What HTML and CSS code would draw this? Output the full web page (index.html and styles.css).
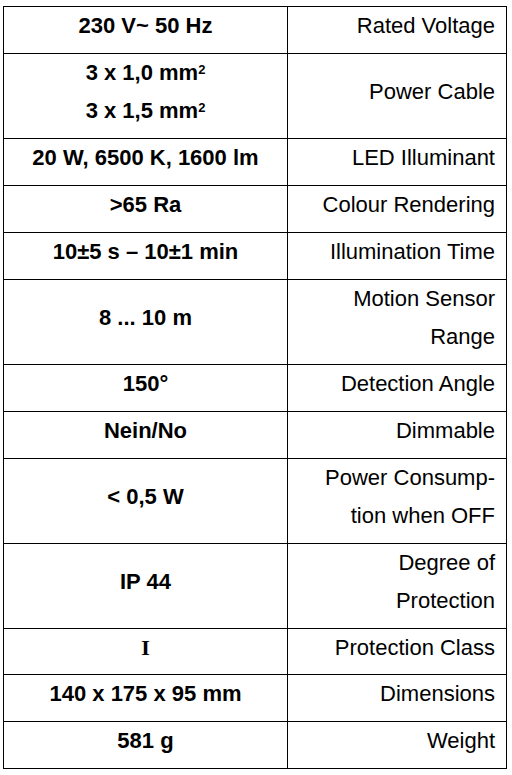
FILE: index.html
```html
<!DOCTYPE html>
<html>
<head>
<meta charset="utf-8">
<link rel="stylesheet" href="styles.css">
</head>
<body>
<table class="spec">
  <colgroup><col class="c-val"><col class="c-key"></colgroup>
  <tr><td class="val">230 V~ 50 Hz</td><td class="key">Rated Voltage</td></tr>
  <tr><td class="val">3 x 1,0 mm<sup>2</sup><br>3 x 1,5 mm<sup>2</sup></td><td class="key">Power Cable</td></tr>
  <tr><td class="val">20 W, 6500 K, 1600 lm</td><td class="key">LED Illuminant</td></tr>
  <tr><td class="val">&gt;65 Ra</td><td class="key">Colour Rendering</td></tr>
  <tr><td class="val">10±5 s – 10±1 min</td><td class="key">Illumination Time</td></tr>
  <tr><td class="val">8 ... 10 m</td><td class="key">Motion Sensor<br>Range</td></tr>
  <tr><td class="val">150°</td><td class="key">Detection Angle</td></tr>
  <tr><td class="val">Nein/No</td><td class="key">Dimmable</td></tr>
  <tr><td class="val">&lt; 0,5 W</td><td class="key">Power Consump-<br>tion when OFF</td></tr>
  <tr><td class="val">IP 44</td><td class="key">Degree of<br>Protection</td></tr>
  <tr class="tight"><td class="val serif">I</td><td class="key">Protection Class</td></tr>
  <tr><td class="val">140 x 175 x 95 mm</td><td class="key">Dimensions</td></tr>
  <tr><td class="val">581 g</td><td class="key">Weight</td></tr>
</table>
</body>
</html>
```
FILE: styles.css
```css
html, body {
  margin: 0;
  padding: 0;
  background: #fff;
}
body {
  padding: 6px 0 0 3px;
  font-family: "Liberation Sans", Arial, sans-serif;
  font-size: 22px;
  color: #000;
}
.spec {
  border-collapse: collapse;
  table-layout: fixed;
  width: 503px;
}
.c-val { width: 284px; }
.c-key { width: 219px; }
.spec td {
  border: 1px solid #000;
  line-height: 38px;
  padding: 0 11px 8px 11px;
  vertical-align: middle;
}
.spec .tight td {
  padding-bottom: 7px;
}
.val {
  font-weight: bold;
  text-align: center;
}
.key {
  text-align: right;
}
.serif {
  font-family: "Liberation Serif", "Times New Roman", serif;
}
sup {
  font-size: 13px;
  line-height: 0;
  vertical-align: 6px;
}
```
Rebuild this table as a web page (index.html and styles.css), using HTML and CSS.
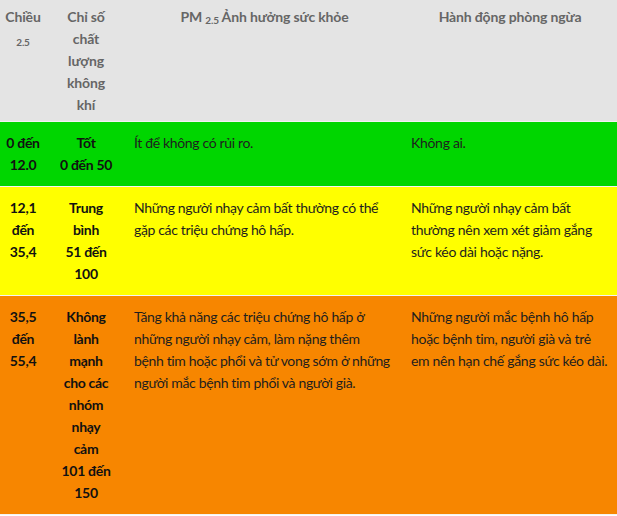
--------------------------------
WHAT THIS TASK INVOLVES
Gather and return every line that holds the string "table".

REPLY
<table class="spec">
</table>
  table-layout: fixed;
Rebuild this table as a web page (index.html and styles.css), using HTML and CSS.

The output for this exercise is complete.